1. Comparison of Batches

Multivariate statistical analysis is concerned with analyzing and understanding data in high dimensions. We suppose that we are given a set $\{x_i\}^n_{i=1}$ of $n$ observations of a variable vector $X$ in $\mathbb{R}^p$. That is, we suppose that each observation $x_i$ has $p$ dimensions:

\begin{displaymath}x_i = (x_{i1}, x_{i2}, ... , x_{ip}),\end{displaymath}

and that it is an observed value of a variable vector $X \in \mathbb{R}^p$. Therefore, $X$ is composed of $p$ random variables:

\begin{displaymath}X = (X_{1}, X_{2}, ... , X_{p})\end{displaymath}

where $X_j$, for $j=1,\dots,p$, is a one-dimensional random variable. How do we begin to analyze this kind of data? Before we investigate questions on what inferences we can reach from the data, we should think about how to look at the data. This involves descriptive techniques. Questions that we could answer by descriptive techniques are:

One difficulty of descriptive methods for high dimensional data is the human perceptional system. Point clouds in two dimensions are easy to understand and to interpret. With modern interactive computing techniques we have the possibility to see real time 3D rotations and thus to perceive also three-dimensional data. A ``sliding technique'' as described in Härdle and Scott (1992) may give insight into four-dimensional structures by presenting dynamic 3D density contours as the fourth variable is changed over its range.
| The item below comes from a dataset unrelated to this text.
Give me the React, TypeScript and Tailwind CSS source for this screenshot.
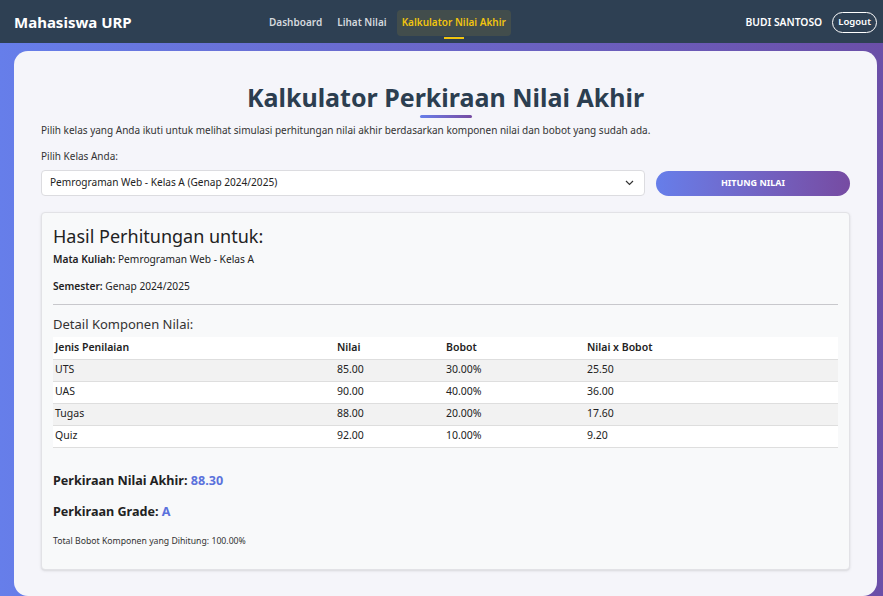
import React from "react";

const rows = [
  { j: "UTS", n: "85.00", b: "30.00%", nb: "25.50" },
  { j: "UAS", n: "90.00", b: "40.00%", nb: "36.00" },
  { j: "Tugas", n: "88.00", b: "20.00%", nb: "17.60" },
  { j: "Quiz", n: "92.00", b: "10.00%", nb: "9.20" },
];

export default function App() {
  return (
    <div
      className="w-[883px] h-[596px] overflow-hidden flex flex-col bg-gradient-to-r from-[#667eea] to-[#6b4fa8] text-[#222]"
      style={{ fontFamily: '"Noto Sans", "Open Sans", sans-serif' }}
    >
      <nav className="h-[43px] shrink-0 bg-[#2e4053] flex items-center pl-[14px] pr-[6px] pt-[2px]">
        <div className="text-white font-bold text-[15px] w-[250px]">Mahasiswa URP</div>
        <div className="flex items-center text-[10px] font-semibold">
          <span className="text-[#d5d9de] px-[5px]">Dashboard</span>
          <span className="text-[#d5d9de] px-[5px] ml-[5px]">Lihat Nilai</span>
          <span className="relative text-[#f1c40f] bg-[#f1c40f]/10 rounded-[4px] px-[5px] h-[26px] flex items-center ml-[5px]">
            Kalkulator Nilai Akhir
            <span className="absolute left-1/2 -translate-x-1/2 bottom-[-3px] w-[20px] h-[2px] bg-[#f1c40f]" />
          </span>
        </div>
        <div className="ml-auto flex items-center gap-[10px]">
          <span className="text-white font-semibold text-[10.3px]">BUDI SANTOSO</span>
          <span className="text-white font-semibold text-[9.5px] border border-white rounded-full px-[5px] h-[21px] flex items-center">
            Logout
          </span>
        </div>
      </nav>
      <div className="flex-1 pl-[14px] pr-[6px] pt-[8px] flex flex-col">
        <div className="flex-1 bg-[#f5f5fa] rounded-[14px] px-[27px] pt-[29px] flex flex-col">
          <h1 className="text-center text-[25px] font-bold text-[#2c3e50] leading-[34px]">
            Kalkulator Perkiraan Nilai Akhir
          </h1>
          <div className="mx-auto mt-[1px] w-[52px] h-[3px] rounded bg-gradient-to-r from-[#667eea] to-[#764ba2]" />
          <p className="mt-[5px] text-[10px] leading-[15px] text-[#333]">
            Pilih kelas yang Anda ikuti untuk melihat simulasi perhitungan nilai akhir berdasarkan komponen nilai dan bobot yang sudah ada.
          </p>
          <div className="mt-[11px] text-[10px] leading-[15px] text-[#333]">Pilih Kelas Anda:</div>
          <div className="mt-[6px] flex items-center gap-[11px]">
            <div className="w-[604px] h-[26px] bg-white border border-[#dcdce0] rounded-[4px] flex items-center pl-[8px] pr-[10px] text-[10.1px] text-[#222]">
              <span>Pemrograman Web - Kelas A (Genap 2024/2025)</span>
              <svg className="ml-auto" width="9" height="6" viewBox="0 0 9 6" fill="none">
                <path d="M1 1l3.5 3.5L8 1" stroke="#333" strokeWidth="1.2" />
              </svg>
            </div>
            <div className="w-[194px] h-[25px] rounded-full bg-gradient-to-r from-[#667eea] to-[#764ba2] text-white font-bold text-[9px] flex items-center justify-center">
              HITUNG NILAI
            </div>
          </div>
          <div className="mt-[16px] bg-[#f8f9fa] border border-[#e2e2e6] rounded-[4px] shadow-sm px-[11px] pt-[11px] h-[358px]">
            <h2 className="text-[18px] leading-[24px] text-[#222]">Hasil Perhitungan untuk:</h2>
            <p className="mt-[4px] text-[10.2px] leading-[15px]"><b className="font-semibold">Mata Kuliah:</b> Pemrograman Web - Kelas A</p>
            <p className="mt-[12px] text-[10.2px] leading-[15px]"><b className="font-semibold">Semester:</b> Genap 2024/2025</p>
            <div className="mt-[10px] h-px bg-[#c8c8cc]" />
            <h3 className="mt-[10px] text-[13px] leading-[19px] text-[#333]">Detail Komponen Nilai:</h3>
            <table className="mt-[3px] w-full text-[10.5px] border-collapse">
              <thead>
                <tr className="bg-white h-[22px]">
                  <th className="text-left font-semibold pl-[2px] w-[282px]">Jenis Penilaian</th>
                  <th className="text-left font-semibold pl-[2px] w-[109px]">Nilai</th>
                  <th className="text-left font-semibold pl-[2px] w-[141px]">Bobot</th>
                  <th className="text-left font-semibold pl-[2px]">Nilai x Bobot</th>
                </tr>
              </thead>
              <tbody>
                {rows.map((r, i) => (
                  <tr key={r.j} className={`h-[22px] border-t border-[#dedede] ${i % 2 === 0 ? "bg-[#f2f2f2]" : "bg-white"} ${i === rows.length - 1 ? "border-b" : ""}`}>
                    <td className="pl-[2px]">{r.j}</td>
                    <td className="pl-[2px]">{r.n}</td>
                    <td className="pl-[2px]">{r.b}</td>
                    <td className="pl-[2px]">{r.nb}</td>
                  </tr>
                ))}
              </tbody>
            </table>
            <p className="mt-[24px] text-[12.6px] leading-[18px] font-bold text-[#222]">
              Perkiraan Nilai Akhir: <span className="text-[#5b72dc]">88.30</span>
            </p>
            <p className="mt-[13px] text-[12.6px] leading-[18px] font-bold text-[#222]">
              Perkiraan Grade: <span className="text-[#5b72dc]">A</span>
            </p>
            <p className="mt-[14px] text-[8.7px] leading-[12px] text-[#333]">Total Bobot Komponen yang Dihitung: 100.00%</p>
          </div>
        </div>
      </div>
    </div>
  );
}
A qualitative jump in presentation difficulties occurs for dimensions greater than or equal to 5, unless the high-dimensional structure can be mapped into lower-dimensional components (Klinke and Polzehl; 1995). Features like clustered subgroups or outliers, however, can be detected using a purely graphical analysis.

In this chapter, we investigate the basic descriptive and graphical techniques allowing simple exploratory data analysis. We begin the exploration of a data set using boxplots. A boxplot is a simple univariate device that detects outliers component by component and that can compare distributions of the data among different groups. Next several multivariate techniques are introduced (Flury faces, Andrews' curves and parallel coordinate plots) which provide graphical displays addressing the questions formulated above. The advantages and the disadvantages of each of these techniques are stressed.

Two basic techniques for estimating densities are also presented: histograms and kernel densities. A density estimate gives a quick insight into the shape of the distribution of the data. We show that kernel density estimates overcome some of the drawbacks of the histograms.

Finally, scatterplots are shown to be very useful for plotting bivariate or trivariate variables against each other: they help to understand the nature of the relationship among variables in a data set and allow to detect groups or clusters of points. Draftman plots or matrix plots are the visualization of several bivariate scatterplots on the same display. They help detect structures in conditional dependences by brushing across the plots.